**Written problem**
Reproduce exactly, with no pictures, each line from the opening of the material down through the line containing "left-[564px] top-[13px] w-[9px]".

**Recorded information**
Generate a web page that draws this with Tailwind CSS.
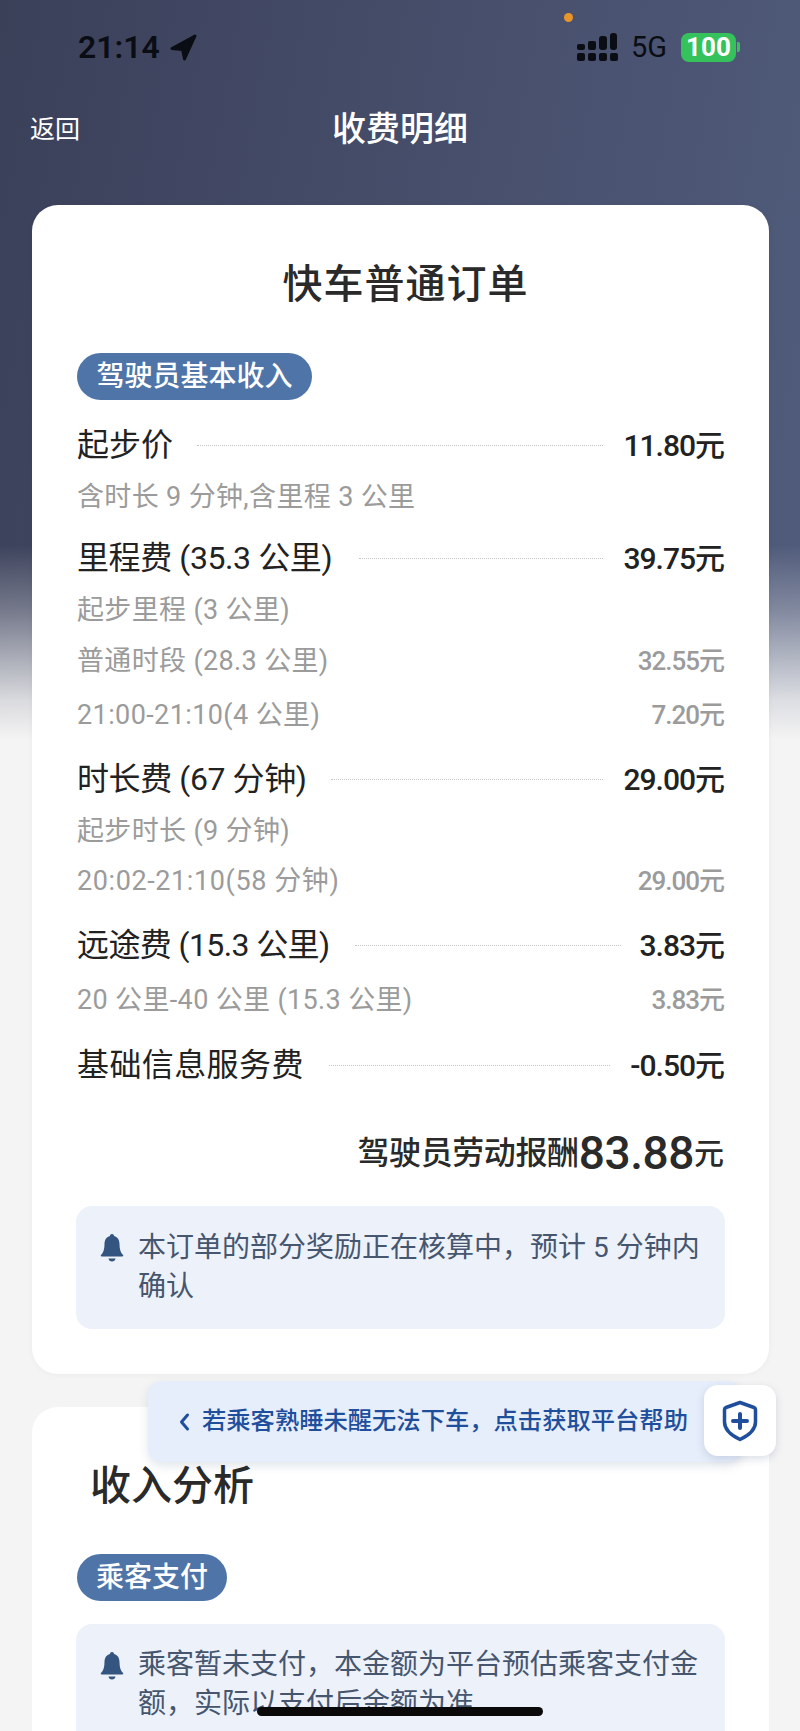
<!doctype html>
<html lang="zh">
<head>
  <meta charset="UTF-8">
  <title>收费明细</title>
  <script src="https://cdn.jsdelivr.net/npm/@tailwindcss/browser@4"></script>
</head>
<body>
  <div class="relative w-[800px] h-[1731px] overflow-hidden bg-[#f4f4f4] font-['Roboto','Noto_Sans_CJK_SC',sans-serif]">
    <!-- header background fades out behind the first card -->
    <div class="absolute inset-x-0 top-0 h-[740px] bg-[linear-gradient(to_bottom,transparent_0,transparent_545px,rgba(244,244,244,0.3)_610px,rgba(244,244,244,0.65)_667px,rgba(244,244,244,0.85)_700px,#f4f4f4_740px),linear-gradient(100deg,#3b4059,#515c7c)]"></div>
    <div class="absolute left-[564px] top-[13px] w-[9px] h-[9px] rounded-full bg-[#e8952a]"></div>

    <div class="relative">
      <!-- status bar -->
      <div class="flex items-center h-[94px] pl-[78px] pr-[60px]">
        <span class="text-[32px] leading-none font-semibold text-[#0b0d14]">21:14</span>
        <svg class="ml-[9px]" width="28" height="28" viewBox="0 0 28 28"><path d="M26 3 3 15.500 13.500 16.500 15.500 26z" fill="#0b0d14" stroke="#0b0d14" stroke-width="3" stroke-linejoin="round"/></svg>
        <div class="ml-auto flex items-end gap-[3px] h-[28px]">
          <div class="flex flex-col justify-end gap-[3px]"><div class="w-[8px] h-[6px] rounded-[2px] bg-[#0b0d14]"></div><div class="w-[8px] h-[8px] rounded-[2px] bg-[#0b0d14]"></div></div>
          <div class="flex flex-col justify-end gap-[3px]"><div class="w-[8px] h-[9px] rounded-[2px] bg-[#0b0d14]"></div><div class="w-[8px] h-[8px] rounded-[2px] bg-[#0b0d14]"></div></div>
          <div class="flex flex-col justify-end gap-[3px]"><div class="w-[8px] h-[14px] rounded-[3px] bg-[#0b0d14]"></div><div class="w-[8px] h-[8px] rounded-[2px] bg-[#0b0d14]"></div></div>
          <div class="flex flex-col justify-end gap-[3px]"><div class="w-[7px] h-[17px] rounded-[3px] bg-[#0b0d14]"></div><div class="w-[8px] h-[8px] rounded-[2px] bg-[#0b0d14]"></div></div>
        </div>
        <span class="ml-[13px] text-[29px] leading-none text-[#0b0d14]">5G</span>
        <div class="ml-[14px] flex items-center justify-center w-[55px] h-[29px] rounded-[8px] bg-[#35c25c] text-[26px] leading-none font-bold text-white">100</div>
        <div class="ml-[1px] w-[3px] h-[10px] rounded-r-[2px] bg-[#35c25c]"></div>
      </div>

      <!-- nav -->
      <div class="relative flex items-center justify-center h-[70px]">
        <span class="absolute left-[30px] text-[25px] leading-none text-white">返回</span>
        <span class="text-[34px] leading-none font-medium text-white">收费明细</span>
      </div>

      <!-- order card -->
      <div class="ml-[32px] mr-[31px] mt-[41px] h-[1169px] rounded-[26px] bg-white px-[45px] pt-[58px] shadow-[0_1px_6px_rgba(0,0,0,0.04)]">
        <h1 class="pl-[10px] text-center text-[40px] leading-[44px] font-medium text-[#2a2a2a] tracking-[1px]">快车普通订单</h1>
        <div class="mt-[46px] flex w-[235px] h-[47px] items-center justify-center rounded-full bg-[#4f75a8] text-[28px] leading-none font-medium text-white whitespace-nowrap">驾驶员基本收入</div>

        <div class="mt-[25px] flex items-center h-[40px] text-[#222]">
          <span class="text-[32px] whitespace-nowrap">起步价</span>
          <div class="flex-1 ml-[24px] mr-[20px] border-t border-dotted border-[#c4c4c4]"></div>
          <span class="text-[30px] font-medium tracking-[-1px]">11.80元</span>
        </div>
        <div class="mt-[12px] flex items-center h-[40px] text-[27px] tracking-[0.35px] text-[#9b9b9b]">含时长 9 分钟,含里程 3 公里</div>

        <div class="mt-[21px] flex items-center h-[40px] text-[#222]">
          <span class="text-[32px] tracking-[-0.4px] whitespace-nowrap">里程费 (35.3 公里)</span>
          <div class="flex-1 ml-[27px] mr-[20px] border-t border-dotted border-[#c4c4c4]"></div>
          <span class="text-[30px] font-medium tracking-[-1px]">39.75元</span>
        </div>
        <div class="mt-[12px] flex items-center h-[40px] text-[27px] tracking-[0.35px] text-[#9b9b9b]">起步里程 (3 公里)</div>
        <div class="mt-[11px] flex items-center justify-between h-[40px] text-[27px] text-[#9b9b9b]">
          <span class="tracking-[0.35px]">普通时段 (28.3 公里)</span><span class="text-[26px] tracking-[-1px] font-medium">32.55元</span>
        </div>
        <div class="mt-[14px] flex items-center justify-between h-[40px] text-[27px] text-[#9b9b9b]">
          <span class="tracking-[0.4px]">21:00-21:10(4 公里)</span><span class="text-[26px] tracking-[-1px] font-medium">7.20元</span>
        </div>

        <div class="mt-[24px] flex items-center h-[40px] text-[#222]">
          <span class="text-[32px] tracking-[-0.4px] whitespace-nowrap">时长费 (67 分钟)</span>
          <div class="flex-1 ml-[24px] mr-[20px] border-t border-dotted border-[#c4c4c4]"></div>
          <span class="text-[30px] font-medium tracking-[-1px]">29.00元</span>
        </div>
        <div class="mt-[12px] flex items-center h-[40px] text-[27px] tracking-[0.35px] text-[#9b9b9b]">起步时长 (9 分钟)</div>
        <div class="mt-[10px] flex items-center justify-between h-[40px] text-[27px] text-[#9b9b9b]">
          <span class="tracking-[0.6px]">20:02-21:10(58 分钟)</span><span class="text-[26px] tracking-[-1px] font-medium">29.00元</span>
        </div>

        <div class="mt-[24px] flex items-center h-[40px] text-[#222]">
          <span class="text-[32px] tracking-[-0.6px] whitespace-nowrap">远途费 (15.3 公里)</span>
          <div class="flex-1 ml-[25px] mr-[19px] border-t border-dotted border-[#c4c4c4]"></div>
          <span class="text-[30px] font-medium tracking-[-1px]">3.83元</span>
        </div>
        <div class="mt-[15px] flex items-center justify-between h-[40px] text-[27px] text-[#9b9b9b]">
          <span class="tracking-[0.35px]">20 公里-40 公里 (15.3 公里)</span><span class="text-[26px] tracking-[-1px] font-medium">3.83元</span>
        </div>

        <div class="mt-[25px] flex items-center h-[40px] text-[#222]">
          <span class="text-[32px] tracking-[0.4px] whitespace-nowrap">基础信息服务费</span>
          <div class="flex-1 ml-[25px] mr-[20px] border-t border-dotted border-[#c4c4c4]"></div>
          <span class="text-[30px] font-medium tracking-[-1px]">-0.50元</span>
        </div>

        <div class="mt-[43px] flex items-center justify-end h-[50px] text-[#2a2a2a]">
          <span class="text-[32px] font-medium tracking-[-0.4px] whitespace-nowrap">驾驶员劳动报酬</span>
          <span class="text-[46px] font-medium tracking-[-0.4px]">83.88</span>
          <span class="text-[30px] font-medium">元</span>
        </div>

        <div class="mt-[28px] -mx-[1px] flex h-[123px] gap-[14px] rounded-[16px] bg-[#edf1fa] pl-[24px] pr-[20px] pt-[22px]">
          <svg class="mt-[6px] shrink-0" width="24" height="28" viewBox="0 0 24 28"><path d="M12 0c-1.300 0-2 .9-2 2C6 3 4.500 6.500 4.500 10c0 5-1 8.500-3.500 11-.6.700-.2 1.500.7 1.500h20.600c.9 0 1.300-.8.7-1.500-2.500-2.500-3.500-6-3.500-11 0-3.500-1.500-7-5.500-8 0-1.100-.7-2-2-2zM8.500 24.500c.2 1.800 1.700 3 3.500 3s3.300-1.200 3.500-3z" fill="#33557f"/></svg>
          <p class="text-[28px] leading-[39px] text-[#46566f]">本订单的部分奖励正在核算中，预计 5 分钟内确认</p>
        </div>
      </div>

      <!-- income card -->
      <div class="ml-[32px] mr-[31px] mt-[33px] h-[400px] rounded-[26px] bg-white pt-[57px] pl-[45px] pr-[45px]">
        <h2 class="ml-[13px] text-[41px] leading-[44px] font-medium text-[#2a2a2a]">收入分析</h2>
        <div class="mt-[46px] flex w-[150px] h-[47px] items-center justify-center rounded-full bg-[#4f75a8] text-[28px] leading-none font-medium text-white">乘客支付</div>
        <div class="mt-[23px] -mx-[1px] flex h-[160px] gap-[14px] rounded-[16px] bg-[#edf1fa] pl-[24px] pr-[20px] pt-[21px]">
          <svg class="mt-[7px] shrink-0" width="24" height="28" viewBox="0 0 24 28"><path d="M12 0c-1.300 0-2 .9-2 2C6 3 4.500 6.500 4.500 10c0 5-1 8.500-3.500 11-.6.700-.2 1.500.7 1.500h20.600c.9 0 1.300-.8.7-1.500-2.500-2.500-3.500-6-3.500-11 0-3.500-1.500-7-5.500-8 0-1.100-.7-2-2-2zM8.500 24.500c.2 1.800 1.700 3 3.500 3s3.300-1.200 3.500-3z" fill="#33557f"/></svg>
          <p class="text-[28px] leading-[39px] text-[#46566f]">乘客暂未支付，本金额为平台预估乘客支付金额，实际以支付后金额为准</p>
        </div>
      </div>
    </div>

    <!-- floating help banner -->
    <div class="absolute left-[148px] top-[1381px] flex w-[594px] h-[81px] items-center rounded-[14px] bg-[#e6eefb] pl-[30px] shadow-[0_4px_10px_rgba(60,80,120,0.15)]">
      <svg width="12" height="20" viewBox="0 0 12 20"><path d="M9.500 3 3.500 10l6 7" fill="none" stroke="#1f4f9c" stroke-width="3" stroke-linecap="round" stroke-linejoin="round"/></svg>
      <span class="ml-[12px] text-[24.300px] leading-none font-medium text-[#1f4f9c] whitespace-nowrap">若乘客熟睡未醒无法下车，点击获取平台帮助</span>
    </div>
    <div class="absolute left-[704px] top-[1385px] flex w-[72px] h-[71px] items-center justify-center rounded-[14px] bg-white shadow-[0_3px_8px_rgba(60,80,120,0.18)]">
      <svg width="36" height="42" viewBox="0 0 36 42"><path d="M18 2.500 32 7.500c.8.300 1.500 1 1.500 2V22c0 7.500-7 13.500-15.500 17.500C9.500 35.500 2.500 29.500 2.500 22V9.500c0-1 .7-1.700 1.500-2z" fill="none" stroke="#1f4f9c" stroke-width="3.500" stroke-linejoin="round"/><path d="M18 14v14M11 21h14" fill="none" stroke="#1f4f9c" stroke-width="4" stroke-linecap="round"/></svg>
    </div>

    <!-- home indicator -->
    <div class="absolute left-[257px] top-[1707px] w-[286px] h-[9px] rounded-full bg-[#0a0a0a]"></div>
  </div>
</body>
</html>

**Answer to this task**
Generate a web page that draws this with Tailwind CSS.
<!doctype html>
<html lang="zh">
<head>
  <meta charset="UTF-8">
  <title>收费明细</title>
  <script src="https://cdn.jsdelivr.net/npm/@tailwindcss/browser@4"></script>
</head>
<body>
  <div class="relative w-[800px] h-[1731px] overflow-hidden bg-[#f4f4f4] font-['Roboto','Noto_Sans_CJK_SC',sans-serif]">
    <!-- header background fades out behind the first card -->
    <div class="absolute inset-x-0 top-0 h-[740px] bg-[linear-gradient(to_bottom,transparent_0,transparent_545px,rgba(244,244,244,0.3)_610px,rgba(244,244,244,0.65)_667px,rgba(244,244,244,0.85)_700px,#f4f4f4_740px),linear-gradient(100deg,#3b4059,#515c7c)]"></div>
    <div class="absolute left-[564px] top-[13px] w-[9px] h-[9px] rounded-full bg-[#e8952a]"></div>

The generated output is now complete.